Japanese Guitar MusicTORU TAKEMITSU (1930-1996): A Song of Early Spring, HIROSHI HARA (1933-2002): Canto funèbre, AKIRA MIYOSHI (1933-2013): Epitase, 5 Poèmes, SHIN-ICHIRO IKEBE (b.1943): A Guitar Bears and She Keeps Hoping, Theme of Katja from the Film Spy Sorge, TOSHIO HOSOKAWA (b.1955): Serenade, 2 Japanese Folk Songs.
Catalogue Number: 01R058
Description: This appealing, surprisingly un-modern sounding (given the contemporary credentials of the composers) recital shows how the western classical guitar has been integrated into Japanese music, especially traditional melody. The Takemitsu is a harmonized transcription of a lovely melody by Akira Nakada, entirely tonal and Romantic. So is Hara's tripartite funeral song, which sounds like a harmonised Romantic-era melody although it is an original composition. Miyoshi's Cinq poèmes, true to their title, are French-influenced melodies, lyrical and songlike, western in harmony but structured as Haiku. His earlier Epitase is more complex and contemporary in style, with frequent changes of meter. Ikebe's atmospheric piece with its odd title was inspired by the idea of music-making in the Terezin concentration camp. A somber work, it alternates mournful melody with passages of vehemence and obsessive pedal notes and chordal repetitions. His Katja's Theme is from a film score, and returns to the melodic simplicity and straightforward tonality of much of this CD's programme.
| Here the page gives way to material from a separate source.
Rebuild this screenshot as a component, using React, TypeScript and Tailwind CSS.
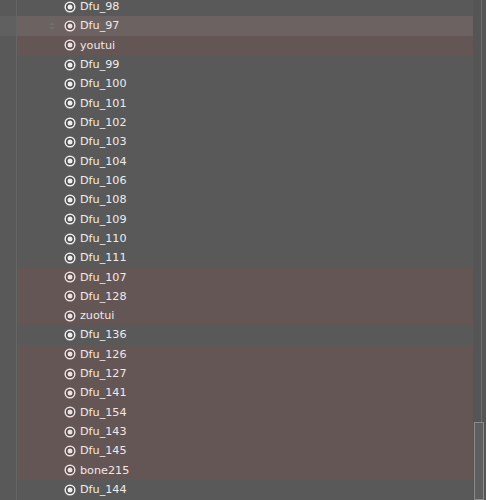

Hosokawa provides the only really 'modern' music here. His Serenade evokes the timbres and intonation of traditional Japanese instruments through extended techniques, microtonal inflections and pitch bending. The work is evocative and atmospheric, dreamlike and introspective. His arrangements of two Japanese songs are, like the Takemitsu, not typical of the composer's own idiom, skillfully and subtly adapting the traditional melodies for the idiom and techniques of the western instrument. Shin-ichi Fukuda (guitar).